– Прекрасный воздух на площади перед медресе Кукалташ! – сказал он, присаживаясь рядом со мной.
Я промолчал.
– Братец, может быть, у вас есть какое-нибудь дело, не зря же добрых два дня вы ходили за мной по пятам? – спросил он вкрадчиво.
– Конечно! – ответил я резко. – Мне хотелось узнать, сколько у вас денег и куда вы их прячете, чтобы сообщить это гиждуванским ворам и вас ограбить!
– Согласитесь, что, если незнакомец вас преследует, это, естественно, вызывает подозрение. Вы зря обижаетесь. Расспросив кое-кого и убедившись, что вы человек честный и порядочный, я хотел извиниться перед вами, потому и подошёл, увидев вас здесь, и присел рядом с вами. Я хотел бы, чтобы вы простили меня! – сказал он, и голос его звучал искренне.
Я промолчал, но он по выражению моего лица понял: извинение принято и я больше не сержусь. Тогда он добавил серьёзно:
– А всё же, думаю, стоит рассказать вам немного о себе. Люди счита-ют меня денежным человеком. Это не верно. Если я и зарабатываю дветри тенги для своей семьи, так и те отдаю на сохранение в верные руки, а потом трачу их по мере надобности.
Из этих слов явствовало, что у него ещё остались сомнения на мой счёт. Однако я понял, что нет смысла разуверять его: в этом человеке подозрительность укоренилась, видимо, как застарелая хроническая болезнь. Всё же, желая хоть немного рассеять его опасения, я сказал:
– Мне нужна худжра. Один из моих друзей сказал, что у вас есть соб-ственные худжры. Поэтому я и стал искать случая поговорить с вами, попросить сдать мне временно одну из них. Однако, узнав, что моя попытка познакомиться вызвала у вас нехорошие подозрения, я решил «вернуть вам ваш дар обратно», – закончил я шутливо.
– Самому мне никогда не доводилось покупать худжры, – объяснил он. – У меня отроду не было и нет наличных денег. Но у меня есть две-три худжры, которые достались мне в наследство от покойного отца.
Подчеркнув таким образом ещё раз, что у него нет наличных денег, Кори Ишкамба, немного помолчав, спросил:
– Что же, нашли вы себе худжру или до сих пор всё без пристанища? – Нет, ещё не нашёл!
– А если найдёте, то будете там каждый день варить плов? – снова спросил он.
У меня промелькнула мысль, что Кори спрашивает об этом потому, что может предложить мне лишь худжру без очага и дымохода.
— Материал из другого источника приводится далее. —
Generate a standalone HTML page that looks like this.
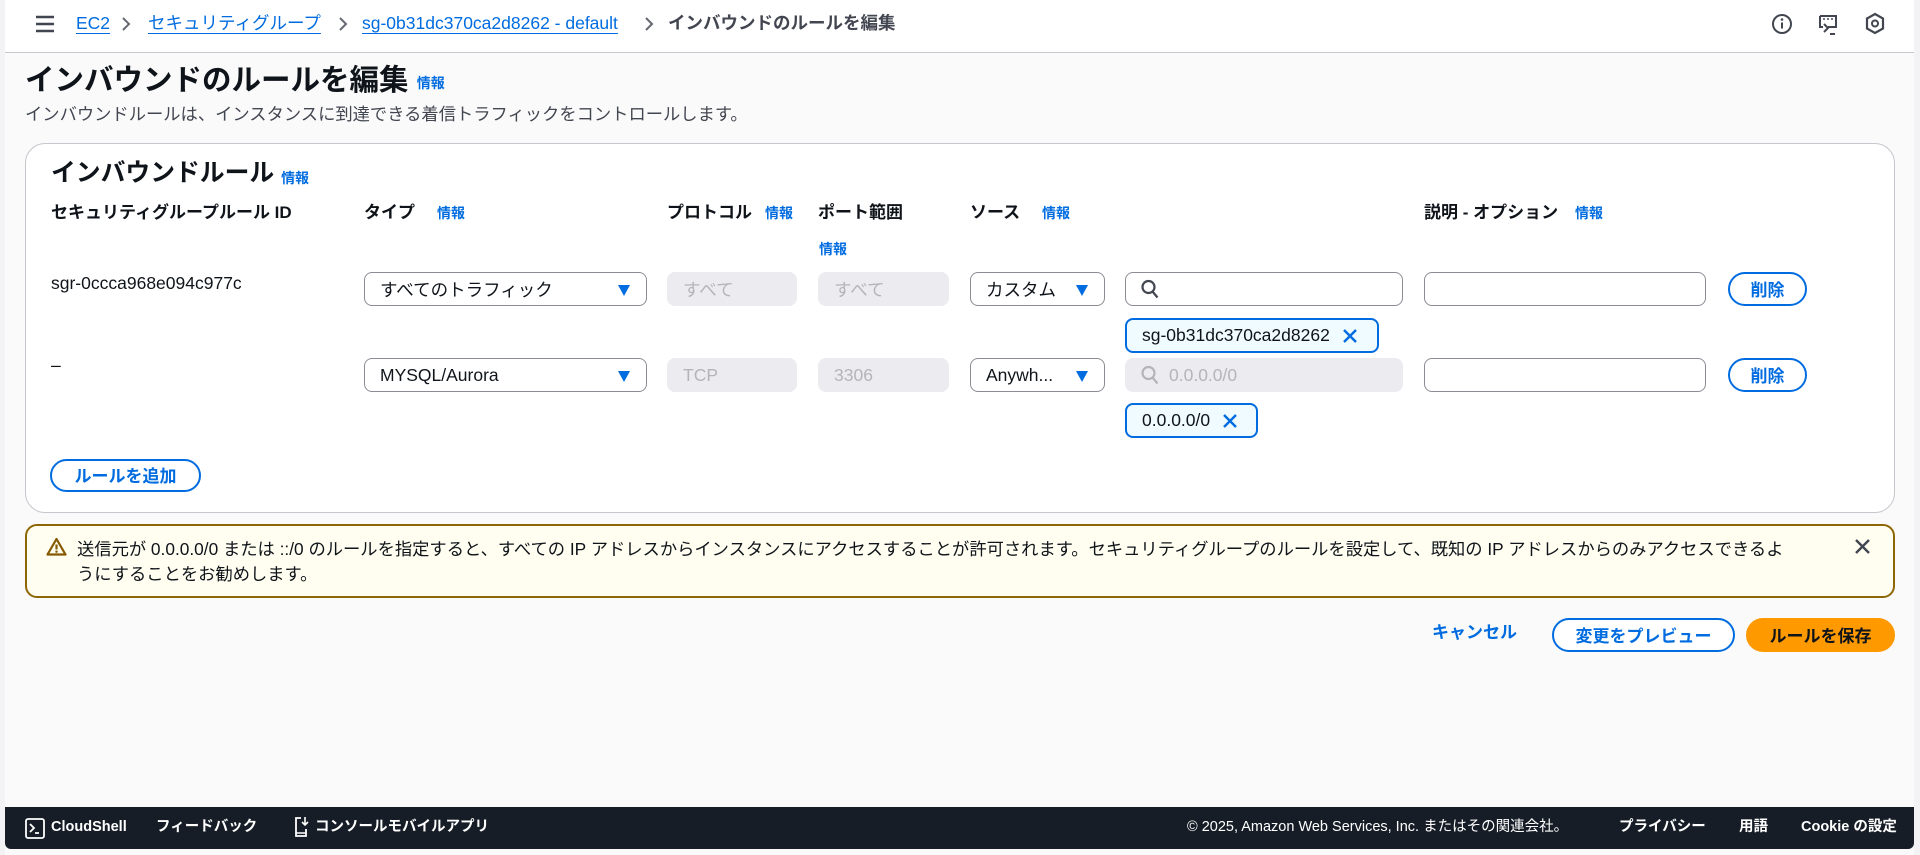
<!DOCTYPE html>
<html><head><meta charset="utf-8"><style>
*{box-sizing:border-box;margin:0;padding:0}
html,body{width:1920px;height:855px;overflow:hidden}
body{background:#f3f3f5;font-family:"Liberation Sans","Noto Sans CJK JP",sans-serif;color:#0f141a;font-size:17.5px;position:relative}
.main{position:absolute;left:5px;top:0;width:1909px;height:855px;background:#fafafa}
.top{position:absolute;left:5px;top:0;width:1909px;height:53px;background:#fff;border-bottom:1px solid #c6c6cd}
.a{position:absolute;white-space:nowrap;line-height:1}
.link{color:#006ce0}
.ul{text-decoration:underline;text-underline-offset:4px}
.info{color:#006ce0;font-weight:bold;font-size:14px}
.b{font-weight:bold}
.box{position:absolute;border:1px solid #8c8c94;border-radius:8px;background:#fff;height:34px;display:flex;align-items:center;padding-left:15px;font-size:17.5px}
.dis{background:#ebebf0;border-color:#ebebf0;color:#b4b4bb}
.caret{position:absolute;right:16px;top:12px;width:0;height:0;border-left:6px solid transparent;border-right:6px solid transparent;border-top:11px solid #006ce0}
.btn{position:absolute;border:2px solid #006ce0;border-radius:20px;color:#006ce0;font-weight:bold;display:flex;align-items:center;justify-content:center;background:#fff;font-size:17px;padding-bottom:2px}
.tok{position:absolute;border:2px solid #006ce0;border-radius:8px;background:#f0fbff;height:35px;display:flex;align-items:center;padding-left:15px;font-size:17.5px}
</style></head><body>
<div class="main"></div>
<div class="top"></div>
<svg class="a" style="left:35px;top:15px" width="20" height="18" viewBox="0 0 20 18"><path d="M1 2h18M1 9h18M1 16h18" stroke="#424650" stroke-width="2.4"/></svg>
<div class="a link ul" style="left:76px;top:15px">EC2</div>
<svg class="a" style="left:121px;top:16px" width="10" height="16"><path d="M2 2l6 6-6 6" stroke="#656871" stroke-width="2" fill="none"/></svg>
<div class="a link ul" style="left:148px;top:15px">セキュリティグループ</div>
<svg class="a" style="left:338px;top:16px" width="10" height="16"><path d="M2 2l6 6-6 6" stroke="#656871" stroke-width="2" fill="none"/></svg>
<div class="a link ul" style="left:362px;top:15px">sg-0b31dc370ca2d8262 - default</div>
<svg class="a" style="left:644px;top:16px" width="10" height="16"><path d="M2 2l6 6-6 6" stroke="#656871" stroke-width="2" fill="none"/></svg>
<div class="a b" style="left:668px;top:15px;color:#424650">インバウンドのルールを編集</div>
<svg class="a" style="left:1771px;top:13px" width="22" height="22" viewBox="0 0 22 22"><circle cx="11" cy="11" r="9" stroke="#424650" stroke-width="2" fill="none"/><path d="M11 9.5v6" stroke="#424650" stroke-width="2"/><circle cx="11" cy="6.5" r="1.3" fill="#424650"/></svg>
<svg class="a" style="left:1817px;top:13px" width="22" height="24" viewBox="0 0 22 24"><path d="M3 3h16v11h-8M3 3v11h3" stroke="#424650" stroke-width="2" fill="none"/><path d="M7 11l4 4-4 4M13 21h5" stroke="#424650" stroke-width="2" fill="none"/><path d="M6 6h2M10 6h2M14 6h2" stroke="#424650" stroke-width="1.5"/></svg>
<svg class="a" style="left:1864px;top:12px" width="22" height="24" viewBox="0 0 22 24"><path d="M11 2l8 4.5v10L11 21l-8-4.5v-10z" stroke="#424650" stroke-width="2.2" fill="none"/><circle cx="11" cy="11.5" r="3" stroke="#424650" stroke-width="2" fill="none"/></svg>

<div class="a b" style="left:25px;top:66px;font-size:29.5px">インバウンドのルールを編集 <span class="info" style="font-size:14px;vertical-align:2px">情報</span></div>
<div class="a" style="left:25px;top:106px;color:#424650;font-size:17.3px">インバウンドルールは、インスタンスに到達できる着信トラフィックをコントロールします。</div>

<div class="a" style="left:25px;top:143px;width:1870px;height:370px;background:#fff;border:1px solid #c6c6cd;border-radius:20px"></div>
<div class="a b" style="left:51px;top:162px;font-size:24.8px">インバウンドルール <span class="info" style="vertical-align:-2px">情報</span></div>

<div class="a b" style="left:51px;top:204px;font-size:17px">セキュリティグループルール ID</div>
<div class="a b" style="left:364px;top:204px;font-size:17px">タイプ</div><div class="a info" style="left:437px;top:206px">情報</div>
<div class="a b" style="left:667px;top:204px;font-size:17px">プロトコル</div><div class="a info" style="left:765px;top:206px">情報</div>
<div class="a b" style="left:818px;top:204px;font-size:17px">ポート範囲</div><div class="a info" style="left:819px;top:242px">情報</div>
<div class="a b" style="left:970px;top:204px;font-size:17px">ソース</div><div class="a info" style="left:1042px;top:206px">情報</div>
<div class="a b" style="left:1424px;top:204px;font-size:17px">説明 - オプション</div><div class="a info" style="left:1575px;top:206px">情報</div>

<div class="a" style="left:51px;top:275px">sgr-0ccca968e094c977c</div>
<div class="box" style="left:364px;top:272px;width:283px">すべてのトラフィック<span class="caret"></span></div>
<div class="box dis" style="left:667px;top:272px;width:130px">すべて</div>
<div class="box dis" style="left:818px;top:272px;width:131px">すべて</div>
<div class="box" style="left:970px;top:272px;width:135px">カスタム<span class="caret"></span></div>
<div class="box" style="left:1125px;top:272px;width:278px"><svg width="18" height="20" viewBox="0 0 18 20"><circle cx="7.5" cy="8" r="6" stroke="#424650" stroke-width="2.2" fill="none"/><path d="M11.5 12.5l5 6" stroke="#424650" stroke-width="2.2"/></svg></div>
<div class="box" style="left:1424px;top:272px;width:282px"></div>
<div class="btn" style="left:1728px;top:272px;width:79px;height:34px">削除</div>
<div class="tok" style="left:1125px;top:318px;width:254px">sg-0b31dc370ca2d8262<svg style="margin-left:12px" width="16" height="16" viewBox="0 0 16 16"><path d="M2 2l12 12M14 2L2 14" stroke="#006ce0" stroke-width="2.4"/></svg></div>

<div class="a" style="left:51px;top:357px">–</div>
<div class="box" style="left:364px;top:358px;width:283px">MYSQL/Aurora<span class="caret"></span></div>
<div class="box dis" style="left:667px;top:358px;width:130px">TCP</div>
<div class="box dis" style="left:818px;top:358px;width:131px">3306</div>
<div class="box" style="left:970px;top:358px;width:135px">Anywh...<span class="caret"></span></div>
<div class="box dis" style="left:1125px;top:358px;width:278px"><svg width="18" height="20" viewBox="0 0 18 20"><circle cx="7.5" cy="8" r="6" stroke="#b4b4bb" stroke-width="2.2" fill="none"/><path d="M11.5 12.5l5 6" stroke="#b4b4bb" stroke-width="2.2"/></svg><span style="margin-left:10px">0.0.0.0/0</span></div>
<div class="box" style="left:1424px;top:358px;width:282px"></div>
<div class="btn" style="left:1728px;top:358px;width:79px;height:34px">削除</div>
<div class="tok" style="left:1125px;top:403px;width:133px">0.0.0.0/0<svg style="margin-left:12px" width="16" height="16" viewBox="0 0 16 16"><path d="M2 2l12 12M14 2L2 14" stroke="#006ce0" stroke-width="2.4"/></svg></div>

<div class="btn" style="left:50px;top:459px;width:151px;height:33px">ルールを追加</div>

<div class="a" style="left:25px;top:524px;width:1870px;height:74px;background:#fffef0;border:2px solid #8d6605;border-radius:12px"></div>
<svg class="a" style="left:46px;top:537px" width="21" height="19" viewBox="0 0 21 19"><path d="M10.5 2L19.5 17.5H1.5z" stroke="#855900" stroke-width="2.2" fill="none" stroke-linejoin="round"/><path d="M10.5 7.5v5" stroke="#855900" stroke-width="2.2"/><circle cx="10.5" cy="14.7" r="1.2" fill="#855900"/></svg>
<div class="a" style="left:77px;top:537px;font-size:17.3px;line-height:25px;white-space:normal;width:1712px">送信元が 0.0.0.0/0 または ::/0 のルールを指定すると、すべての IP アドレスからインスタンスにアクセスすることが許可されます。セキュリティグループのルールを設定して、既知の IP アドレスからのみアクセスできるようにすることをお勧めします。</div>
<svg class="a" style="left:1854px;top:538px" width="17" height="17" viewBox="0 0 17 17"><path d="M2 2l13 13M15 2L2 15" stroke="#424650" stroke-width="2.4"/></svg>

<div class="a b link" style="left:1432px;top:624px;font-size:17px">キャンセル</div>
<div class="btn" style="left:1552px;top:618px;width:183px;height:34px">変更をプレビュー</div>
<div class="btn" style="left:1746px;top:618px;width:149px;height:34px;background:#ff9900;border-color:#ff9900;color:#0f141a">ルールを保存</div>

<div class="a" style="left:5px;top:807px;width:1909px;height:42px;background:#161d26;border-radius:0 0 6px 6px"></div>
<svg class="a" style="left:25px;top:818px" width="20" height="21" viewBox="0 0 20 21"><rect x="1" y="1" width="18" height="19" rx="2" stroke="#fff" stroke-width="1.8" fill="none"/><path d="M5 6l4 4-4 4M10 15h4" stroke="#fff" stroke-width="1.8" fill="none"/></svg>
<div class="a b" style="left:51px;top:820px;color:#fff;font-size:14.5px">CloudShell</div>
<div class="a b" style="left:156px;top:820px;color:#fff;font-size:14.5px">フィードバック</div>
<svg class="a" style="left:294px;top:816px" width="16" height="22" viewBox="0 0 16 22"><path d="M7 2H2v18h10v-7" stroke="#fff" stroke-width="1.8" fill="none"/><path d="M11 1v8M8 6l3 3 3-3M2 17h10" stroke="#fff" stroke-width="1.6" fill="none"/></svg>
<div class="a b" style="left:315px;top:820px;color:#fff;font-size:14.5px">コンソールモバイルアプリ</div>
<div class="a" style="left:1187px;top:820px;color:#fff;font-size:14.5px">© 2025, Amazon Web Services, Inc. またはその関連会社。</div>
<div class="a b" style="left:1619px;top:820px;color:#fff;font-size:14.5px">プライバシー</div>
<div class="a b" style="left:1739px;top:820px;color:#fff;font-size:14.5px">用語</div>
<div class="a b" style="left:1801px;top:820px;color:#fff;font-size:14.5px">Cookie の設定</div>
</body></html>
Поэтому я ответил так:
– Меня устроило бы жильё не только без дымохода, но и без очага, потому что я могу вообще обходиться без плова.
– А в моей худжре как раз есть очаг, который требует, чтобы на нем ежедневно готовился хороший жирный плов с мясом на двоих, – сказал он шутливо, но тут же серьёзно добавил: – У меня есть две худжры, которые я сдавал ученикам медресе при условии, что каждый из них раз в день будет готовить плов на двоих: один варит утром, часов в одиннадцать, а другой – к вечеру, перед второй молитвой, и я ежедневно хожу к ним есть…
– Как! Вы можете есть плов два раза в день? – прервал я его вопро-сом.
– О, была бы только возможность, я и четыре и пять раз в день могу поесть плов! – Глаза Кори Ишкамбы загорелись алчным огоньком. – Один из учеников, как мы договорились, добросовестно, каждый день точно в положенное время готовит плов, а другой хитрит: случается, убегает, скрывается от меня. А на второй день, когда я припру его к стенке, находит объяснения: то денег не оказалось, то в гостях был. Но ведь в делах подобные объяснения медного гроша не стоят! В прошлом году он под такими предлогами четыре раза не приготовил плова!
Замолчав, Кори Ишкамба снова стал ковырять в зубах своей острой зубочисткой, но между зубами остатков пищи уже не было, и он вытащил зубочистку окровавленной.